We finally made it to Hangzhou and there Dr Lisa Buckmiller and her medical team were waiting for us at the Operation Smile Hospital. I am grateful that so many people got to work together for the good of the children.  When things got really tough on the train all I kept thinking is that at the end there is such great help available for the kids.  We had four children from the Yulin orphanage, six from the Luoyang Maria's House, three poor families and then eight babies from Starfish.  One of the kids was not able to get surgery because of a liver condition and so we did 20 cleft lip and palates.  Two of the children had surgery in Yulin.

I love the fact the our latest arrivals Angela and Kathryn got their lips repaired and that they looked so different.  Angela was the most placid baby on the trip. Not only that, but she almost picked up a pound (.39kg) in the last week.  That is so amazing for a baby that has just had lip surgery as they usually loose weight. She hardly cried where as Kathryn fussed for the both of them.  Six other babies got their palates fixed (James, River, Joseph, Karl, Olivia and Aaron).  Olivia wins the prize for Miss Congeniality, she charmed every one. Now we have three weeks of arm bands and boy is that a struggle for the older babies.  They cannot put anything hard into their mouths and are eating soft food only. You are always worried about them falling and the lip or palate bursting open.
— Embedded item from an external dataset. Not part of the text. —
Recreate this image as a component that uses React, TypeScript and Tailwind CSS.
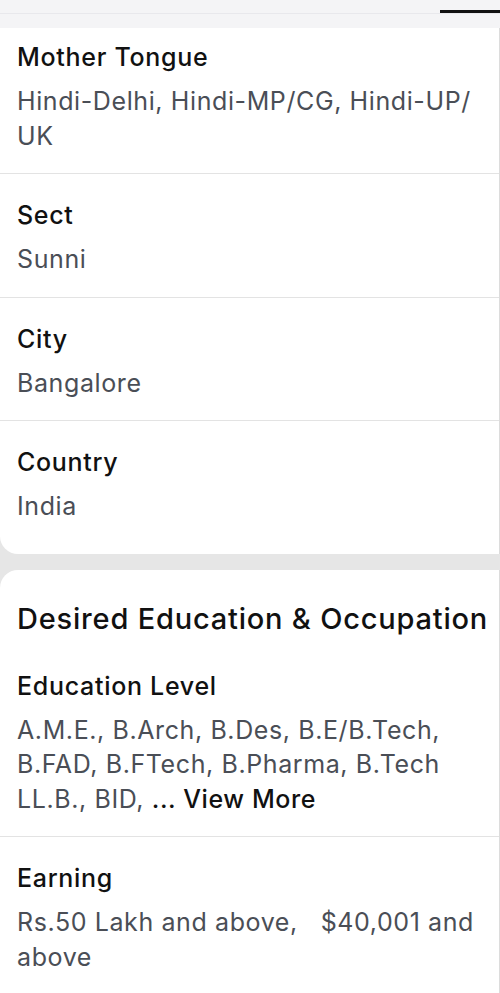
import React from 'react';

type Field = { label: string; lines: React.ReactNode[] };

const basics: Field[] = [
  { label: 'Mother Tongue', lines: ['Hindi-Delhi, Hindi-MP/CG, Hindi-UP/', 'UK'] },
  { label: 'Sect', lines: ['Sunni'] },
  { label: 'City', lines: ['Bangalore'] },
  { label: 'Country', lines: ['India'] },
];

const education: Field[] = [
  {
    label: 'Education Level',
    lines: [
      'A.M.E., B.Arch, B.Des, B.E/B.Tech,',
      'B.FAD, B.FTech, B.Pharma, B.Tech',
      <>
        LL.B., BID, <span className="font-medium text-[#111111]">... View More</span>
      </>,
    ],
  },
  { label: 'Earning', lines: ['Rs.50 Lakh and above,\u00a0\u00a0 $40,001 and', 'above'] },
];

const FieldRow: React.FC<{ field: Field; first?: boolean; last?: boolean }> = ({ field, first, last }) => (
  <div className={`pl-[17px] ${last ? '' : 'border-b border-[#e3e3e3]'}`}>
    <div className={`${first ? 'pt-[14px]' : 'pt-[26px]'} pb-[20px]`}>
      <div className="text-[25px] leading-[30px] font-medium text-[#111111] tracking-[0.7px] whitespace-nowrap">{field.label}</div>
      <div className="mt-[12px] text-[25px] leading-[34.5px] text-[#4a4e56] tracking-[0.6px] whitespace-nowrap">
        {field.lines.map((l, i) => (
          <div key={i}>{l}</div>
        ))}
      </div>
    </div>
  </div>
);

const App: React.FC = () => {
  return (
    <div className="w-[500px] h-[993px] overflow-hidden bg-[#e6e6e6]" style={{ fontFamily: 'Inter, "Noto Sans", sans-serif' }}>
      {/* Tab strip */}
      <div className="bg-[#f4f4f6]">
        <div className="relative h-[14px] border-b border-[#e8e8ec]">
          <div className="absolute right-0 top-[10px] h-[3px] w-[60px] bg-[#111111]" />
        </div>
        <div className="h-[14px]" />
      </div>

      {/* Basic details card */}
      <div className="bg-white rounded-bl-[18px] border-r border-[#dcdcdc] pb-[10px]">
        {basics.map((f, i) => (
          <FieldRow key={f.label} field={f} first={i === 0} last={i === basics.length - 1} />
        ))}
      </div>

      <div className="h-[16px]" />

      {/* Desired education card */}
      <div className="bg-white rounded-tl-[18px] border-r border-[#dcdcdc] h-[440px]">
        <div className="pl-[17px] pt-[31px] pb-[8px] text-[29px] leading-[36px] font-medium text-[#111111] tracking-[0.8px] whitespace-nowrap">
          Desired Education &amp; Occupation
        </div>
        {education.map((f, i) => (
          <FieldRow key={f.label} field={f} last={i === education.length - 1} />
        ))}
      </div>
    </div>
  );
};

export default App;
There are so many people to thank:  Dr Lisa and her team ( Dr Robert Glade, Dr. Patti Kymer, Dr. Robert McLean, Ginnie England, Charlie Phol, Samuel Yu, Jessica Boswell, Matthew, Abby Nolder and Chris Robbins)  My most grateful thanks to all the volunteers who went with the babies on this epic journey did not give up even though the going got really tough. We had Chinese, Dutch and Americans working together and taking care of the babies. Thank you to all the donors who were so generous so that babies could have their surgeries.  Thanks you to Jeannie Butler and Annabelle's Wish for your contribution.  You have all made a difference in the life of a child.  God bless you all for your willingness to help these babies of ours.

Life, love and laughter,

Starfish Children's Services
US Tax Number:  20-4682916
Xian China

At Starfish, we have taken care of 112 children to date, arranged more than 100 surgeries and had 36 international adoptions, so our little starfishes live all over the globe: the US, Netherlands, Norway, France, Spain, Denmark, Sweden, Canada and in China.  Our latest took place recently and we now have  baby in Virginia.  We have also added baby another baby to our count in Holland.  We currently have 47 babies under the age of 3 and three foster homes. We have fifteen  babies matched and we are waiting for their families to come and get them.
Cell: 86.1348.812.4847

1 comment:

Anonymous said...

Way a go, Amanda, for doing the long train rides with all those babies!

I can imagine it being tough for Karl to keep those arm bands on again, it was so hard to keep them on him last time! And Olivia is always such a sweetheart to be around :)

Thanks for posting all the updates lately! I love reading about all the babies, can't believe it has already been 3 months since I volunteered at Starfish. It still feels like yesterday!